STORED DATA:
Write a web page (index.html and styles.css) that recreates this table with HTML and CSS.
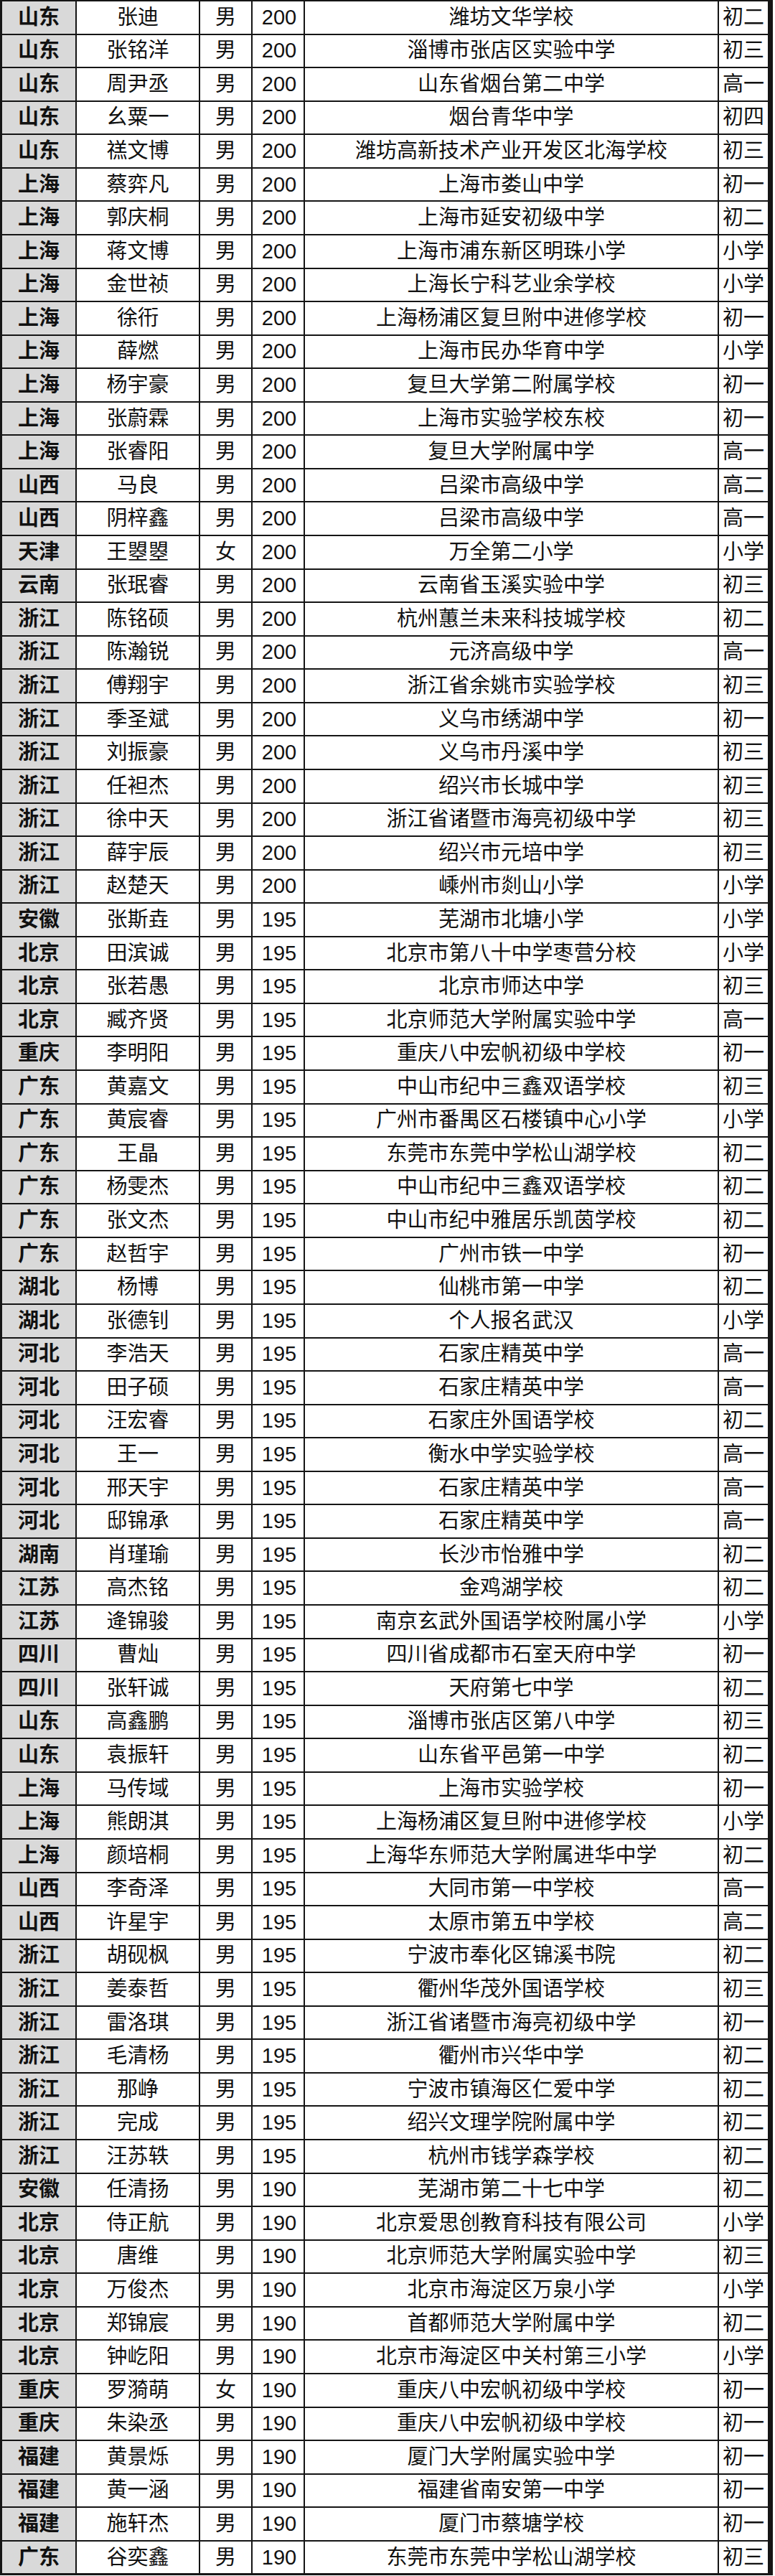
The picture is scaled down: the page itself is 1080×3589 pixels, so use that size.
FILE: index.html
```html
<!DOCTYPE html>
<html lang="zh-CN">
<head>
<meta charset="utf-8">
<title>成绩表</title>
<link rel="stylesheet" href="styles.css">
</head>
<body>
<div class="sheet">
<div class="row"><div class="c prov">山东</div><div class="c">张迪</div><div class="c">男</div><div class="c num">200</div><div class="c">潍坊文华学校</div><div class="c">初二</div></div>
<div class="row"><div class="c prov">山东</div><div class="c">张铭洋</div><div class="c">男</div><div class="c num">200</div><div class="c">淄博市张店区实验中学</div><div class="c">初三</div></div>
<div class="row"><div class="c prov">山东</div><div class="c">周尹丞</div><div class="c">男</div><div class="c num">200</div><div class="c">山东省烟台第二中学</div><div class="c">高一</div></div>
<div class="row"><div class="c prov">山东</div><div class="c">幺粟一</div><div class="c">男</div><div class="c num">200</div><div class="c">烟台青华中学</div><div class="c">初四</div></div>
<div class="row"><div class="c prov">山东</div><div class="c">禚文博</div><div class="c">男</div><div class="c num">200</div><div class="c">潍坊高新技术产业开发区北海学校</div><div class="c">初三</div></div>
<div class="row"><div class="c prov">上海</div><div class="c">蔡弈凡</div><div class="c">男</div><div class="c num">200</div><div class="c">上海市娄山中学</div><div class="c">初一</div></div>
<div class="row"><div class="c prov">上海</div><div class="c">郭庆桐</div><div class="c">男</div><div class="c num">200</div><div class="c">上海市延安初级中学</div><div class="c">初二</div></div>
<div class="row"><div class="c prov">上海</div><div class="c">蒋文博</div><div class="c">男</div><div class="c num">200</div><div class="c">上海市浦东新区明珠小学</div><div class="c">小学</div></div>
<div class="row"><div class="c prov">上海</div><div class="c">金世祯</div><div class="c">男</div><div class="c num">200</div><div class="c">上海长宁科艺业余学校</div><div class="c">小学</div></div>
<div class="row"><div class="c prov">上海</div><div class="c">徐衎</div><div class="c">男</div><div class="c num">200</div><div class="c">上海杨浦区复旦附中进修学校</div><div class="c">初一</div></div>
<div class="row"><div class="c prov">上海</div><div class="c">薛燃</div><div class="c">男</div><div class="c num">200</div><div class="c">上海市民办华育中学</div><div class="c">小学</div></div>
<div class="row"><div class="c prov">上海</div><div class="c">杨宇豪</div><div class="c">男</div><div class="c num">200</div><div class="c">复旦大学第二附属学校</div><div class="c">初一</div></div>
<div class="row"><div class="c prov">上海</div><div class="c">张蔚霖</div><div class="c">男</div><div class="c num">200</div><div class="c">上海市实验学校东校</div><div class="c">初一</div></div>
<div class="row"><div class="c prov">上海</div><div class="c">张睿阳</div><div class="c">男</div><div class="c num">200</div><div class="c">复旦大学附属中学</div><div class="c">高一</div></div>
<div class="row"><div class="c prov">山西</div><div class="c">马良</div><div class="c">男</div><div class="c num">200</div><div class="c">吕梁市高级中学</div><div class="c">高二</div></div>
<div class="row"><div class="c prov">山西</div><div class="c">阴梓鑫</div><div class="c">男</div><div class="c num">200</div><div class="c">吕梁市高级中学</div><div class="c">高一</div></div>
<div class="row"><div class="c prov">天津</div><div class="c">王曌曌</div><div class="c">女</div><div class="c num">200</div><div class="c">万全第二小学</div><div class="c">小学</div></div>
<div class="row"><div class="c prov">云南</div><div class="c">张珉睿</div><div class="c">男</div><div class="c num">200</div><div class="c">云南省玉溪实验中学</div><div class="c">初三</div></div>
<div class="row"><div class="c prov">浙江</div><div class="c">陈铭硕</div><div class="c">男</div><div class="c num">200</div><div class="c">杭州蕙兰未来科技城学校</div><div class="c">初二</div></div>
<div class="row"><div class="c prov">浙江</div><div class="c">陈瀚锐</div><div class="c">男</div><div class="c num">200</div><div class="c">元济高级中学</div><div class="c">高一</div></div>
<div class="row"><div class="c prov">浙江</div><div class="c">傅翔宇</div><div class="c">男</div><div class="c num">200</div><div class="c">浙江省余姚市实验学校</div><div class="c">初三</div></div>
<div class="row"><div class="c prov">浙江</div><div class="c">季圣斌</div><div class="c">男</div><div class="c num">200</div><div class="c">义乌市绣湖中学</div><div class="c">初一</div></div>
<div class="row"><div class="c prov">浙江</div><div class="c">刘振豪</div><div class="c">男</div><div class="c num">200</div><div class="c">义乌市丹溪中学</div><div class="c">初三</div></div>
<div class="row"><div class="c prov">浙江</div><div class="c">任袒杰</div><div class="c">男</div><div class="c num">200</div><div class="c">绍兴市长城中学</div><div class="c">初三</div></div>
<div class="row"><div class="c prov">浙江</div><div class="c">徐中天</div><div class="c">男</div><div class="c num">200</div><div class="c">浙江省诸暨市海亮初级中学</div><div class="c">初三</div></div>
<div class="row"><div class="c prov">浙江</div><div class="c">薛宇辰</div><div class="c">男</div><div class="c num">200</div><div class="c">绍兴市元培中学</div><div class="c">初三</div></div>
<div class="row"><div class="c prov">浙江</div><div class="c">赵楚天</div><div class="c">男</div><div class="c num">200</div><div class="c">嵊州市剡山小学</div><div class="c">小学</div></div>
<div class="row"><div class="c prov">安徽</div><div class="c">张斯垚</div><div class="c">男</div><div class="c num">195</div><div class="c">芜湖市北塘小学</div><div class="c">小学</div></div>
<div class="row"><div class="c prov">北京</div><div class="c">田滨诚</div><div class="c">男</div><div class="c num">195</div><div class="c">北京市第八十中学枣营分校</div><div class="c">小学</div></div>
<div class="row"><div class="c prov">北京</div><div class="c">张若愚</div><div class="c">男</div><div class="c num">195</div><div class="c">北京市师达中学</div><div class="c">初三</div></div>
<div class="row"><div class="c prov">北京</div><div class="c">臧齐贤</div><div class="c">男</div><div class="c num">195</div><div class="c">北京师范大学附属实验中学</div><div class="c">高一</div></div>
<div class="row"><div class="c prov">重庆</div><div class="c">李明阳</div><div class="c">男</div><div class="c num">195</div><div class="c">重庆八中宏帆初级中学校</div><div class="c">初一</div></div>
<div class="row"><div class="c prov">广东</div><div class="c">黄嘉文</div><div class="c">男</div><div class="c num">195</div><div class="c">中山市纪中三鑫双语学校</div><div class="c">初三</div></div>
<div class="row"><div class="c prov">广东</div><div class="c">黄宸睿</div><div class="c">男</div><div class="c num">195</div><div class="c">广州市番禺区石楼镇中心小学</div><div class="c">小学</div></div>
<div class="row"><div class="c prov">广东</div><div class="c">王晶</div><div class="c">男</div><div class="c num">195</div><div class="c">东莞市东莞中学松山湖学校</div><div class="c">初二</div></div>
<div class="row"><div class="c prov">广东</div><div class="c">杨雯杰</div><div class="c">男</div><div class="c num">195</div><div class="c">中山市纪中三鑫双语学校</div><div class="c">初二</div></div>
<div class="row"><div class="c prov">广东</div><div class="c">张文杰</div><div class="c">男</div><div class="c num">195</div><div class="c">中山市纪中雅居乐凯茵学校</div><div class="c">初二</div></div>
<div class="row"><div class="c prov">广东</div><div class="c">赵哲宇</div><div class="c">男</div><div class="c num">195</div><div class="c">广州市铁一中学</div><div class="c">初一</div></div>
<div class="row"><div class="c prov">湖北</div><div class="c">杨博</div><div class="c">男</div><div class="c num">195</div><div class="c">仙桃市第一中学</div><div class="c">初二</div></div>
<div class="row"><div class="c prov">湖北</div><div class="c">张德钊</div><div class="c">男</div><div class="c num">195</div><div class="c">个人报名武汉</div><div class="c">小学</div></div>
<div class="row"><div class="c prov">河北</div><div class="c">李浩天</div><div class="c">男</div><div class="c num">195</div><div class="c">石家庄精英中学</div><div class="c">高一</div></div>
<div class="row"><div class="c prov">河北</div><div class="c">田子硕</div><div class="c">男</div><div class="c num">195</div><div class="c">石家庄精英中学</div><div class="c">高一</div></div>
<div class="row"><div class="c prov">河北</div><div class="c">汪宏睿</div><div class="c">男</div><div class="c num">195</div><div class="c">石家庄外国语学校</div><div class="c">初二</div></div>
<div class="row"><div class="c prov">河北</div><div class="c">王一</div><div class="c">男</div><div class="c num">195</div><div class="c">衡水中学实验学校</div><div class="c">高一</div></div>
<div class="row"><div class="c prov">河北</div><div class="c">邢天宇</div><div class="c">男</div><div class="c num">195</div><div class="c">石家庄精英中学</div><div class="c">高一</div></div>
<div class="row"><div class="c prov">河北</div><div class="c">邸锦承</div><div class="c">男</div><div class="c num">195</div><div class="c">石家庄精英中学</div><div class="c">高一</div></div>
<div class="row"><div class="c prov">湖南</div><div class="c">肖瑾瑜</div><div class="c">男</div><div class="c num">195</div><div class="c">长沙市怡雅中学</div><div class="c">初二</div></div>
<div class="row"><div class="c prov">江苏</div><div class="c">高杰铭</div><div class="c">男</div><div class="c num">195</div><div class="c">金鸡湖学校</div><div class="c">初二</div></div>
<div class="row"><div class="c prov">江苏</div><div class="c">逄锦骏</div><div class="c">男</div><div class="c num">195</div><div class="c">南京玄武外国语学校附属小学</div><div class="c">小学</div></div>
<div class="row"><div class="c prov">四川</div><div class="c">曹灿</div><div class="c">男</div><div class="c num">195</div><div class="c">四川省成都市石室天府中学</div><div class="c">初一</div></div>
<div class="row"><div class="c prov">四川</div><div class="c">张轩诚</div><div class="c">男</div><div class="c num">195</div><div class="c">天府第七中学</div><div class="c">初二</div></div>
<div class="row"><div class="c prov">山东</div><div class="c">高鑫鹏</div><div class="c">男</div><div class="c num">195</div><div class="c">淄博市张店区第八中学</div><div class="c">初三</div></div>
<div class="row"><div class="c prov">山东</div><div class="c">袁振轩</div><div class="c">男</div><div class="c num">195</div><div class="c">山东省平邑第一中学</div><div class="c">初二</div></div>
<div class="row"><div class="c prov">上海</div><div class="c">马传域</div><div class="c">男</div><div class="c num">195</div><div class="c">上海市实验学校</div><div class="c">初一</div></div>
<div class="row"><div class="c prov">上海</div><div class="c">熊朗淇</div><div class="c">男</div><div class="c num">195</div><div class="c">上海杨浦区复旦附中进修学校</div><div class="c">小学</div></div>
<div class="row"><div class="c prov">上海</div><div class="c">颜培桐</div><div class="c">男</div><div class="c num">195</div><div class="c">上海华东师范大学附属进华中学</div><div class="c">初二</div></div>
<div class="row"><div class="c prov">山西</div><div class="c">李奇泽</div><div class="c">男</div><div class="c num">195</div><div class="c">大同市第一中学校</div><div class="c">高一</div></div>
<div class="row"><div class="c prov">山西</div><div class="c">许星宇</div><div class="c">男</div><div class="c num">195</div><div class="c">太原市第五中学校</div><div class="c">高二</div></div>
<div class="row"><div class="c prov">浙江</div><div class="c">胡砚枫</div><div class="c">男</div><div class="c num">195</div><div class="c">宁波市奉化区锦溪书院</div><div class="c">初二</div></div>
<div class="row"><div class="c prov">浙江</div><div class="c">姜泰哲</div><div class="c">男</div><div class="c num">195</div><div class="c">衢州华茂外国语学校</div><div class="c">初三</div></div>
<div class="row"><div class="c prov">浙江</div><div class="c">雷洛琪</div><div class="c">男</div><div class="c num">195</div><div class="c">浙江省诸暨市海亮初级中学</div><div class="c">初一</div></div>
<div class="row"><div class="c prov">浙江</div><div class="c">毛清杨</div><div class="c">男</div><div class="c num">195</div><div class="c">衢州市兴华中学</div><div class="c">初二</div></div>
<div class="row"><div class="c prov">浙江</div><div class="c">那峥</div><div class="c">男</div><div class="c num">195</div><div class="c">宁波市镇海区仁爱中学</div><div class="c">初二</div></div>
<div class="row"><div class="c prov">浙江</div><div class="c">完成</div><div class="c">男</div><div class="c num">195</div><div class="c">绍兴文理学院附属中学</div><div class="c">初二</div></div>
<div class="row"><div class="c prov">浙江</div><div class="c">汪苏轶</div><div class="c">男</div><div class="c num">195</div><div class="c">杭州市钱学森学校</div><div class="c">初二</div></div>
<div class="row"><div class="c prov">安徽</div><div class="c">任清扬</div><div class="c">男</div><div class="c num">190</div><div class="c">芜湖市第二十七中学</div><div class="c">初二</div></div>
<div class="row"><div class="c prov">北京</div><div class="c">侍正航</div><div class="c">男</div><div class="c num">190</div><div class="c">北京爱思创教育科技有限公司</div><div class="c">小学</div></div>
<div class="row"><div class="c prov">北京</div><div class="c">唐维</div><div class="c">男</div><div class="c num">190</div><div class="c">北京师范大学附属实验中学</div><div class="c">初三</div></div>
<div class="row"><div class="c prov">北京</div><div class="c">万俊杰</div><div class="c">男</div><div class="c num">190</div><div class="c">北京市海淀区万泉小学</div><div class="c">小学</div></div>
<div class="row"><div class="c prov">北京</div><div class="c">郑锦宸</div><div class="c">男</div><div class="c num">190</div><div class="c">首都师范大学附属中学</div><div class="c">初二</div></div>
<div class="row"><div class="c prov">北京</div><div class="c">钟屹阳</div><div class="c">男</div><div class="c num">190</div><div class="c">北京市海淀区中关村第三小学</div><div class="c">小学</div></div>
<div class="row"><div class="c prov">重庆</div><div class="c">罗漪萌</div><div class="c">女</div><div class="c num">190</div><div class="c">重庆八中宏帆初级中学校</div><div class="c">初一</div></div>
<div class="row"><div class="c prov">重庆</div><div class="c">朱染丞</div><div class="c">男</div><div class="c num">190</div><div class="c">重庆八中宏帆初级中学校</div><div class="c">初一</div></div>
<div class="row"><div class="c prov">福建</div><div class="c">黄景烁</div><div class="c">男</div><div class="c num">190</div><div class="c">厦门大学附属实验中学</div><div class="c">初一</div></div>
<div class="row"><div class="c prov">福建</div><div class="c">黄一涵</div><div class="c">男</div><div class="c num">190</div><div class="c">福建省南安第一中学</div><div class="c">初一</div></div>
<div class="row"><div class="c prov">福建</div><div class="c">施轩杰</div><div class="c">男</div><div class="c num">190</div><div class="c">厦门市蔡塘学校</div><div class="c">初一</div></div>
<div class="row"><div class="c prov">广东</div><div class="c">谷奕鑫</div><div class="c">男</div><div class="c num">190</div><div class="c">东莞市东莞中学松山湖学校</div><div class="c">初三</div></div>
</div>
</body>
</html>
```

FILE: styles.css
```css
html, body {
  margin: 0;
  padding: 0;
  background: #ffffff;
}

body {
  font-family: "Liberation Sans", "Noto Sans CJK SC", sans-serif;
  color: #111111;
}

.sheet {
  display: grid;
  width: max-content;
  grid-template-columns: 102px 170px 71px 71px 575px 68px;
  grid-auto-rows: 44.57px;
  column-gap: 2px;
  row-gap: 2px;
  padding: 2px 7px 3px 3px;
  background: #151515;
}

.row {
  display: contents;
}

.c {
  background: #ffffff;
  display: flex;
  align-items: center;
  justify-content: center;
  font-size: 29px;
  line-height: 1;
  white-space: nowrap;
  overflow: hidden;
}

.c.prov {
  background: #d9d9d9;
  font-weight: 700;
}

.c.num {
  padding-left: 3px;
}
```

DIRECTIVE:
Extract from the material all lines containing the string "index".

EXERCISE RESPONSE:
Write a web page (index.html and styles.css) that recreates this table with HTML and CSS.
FILE: index.html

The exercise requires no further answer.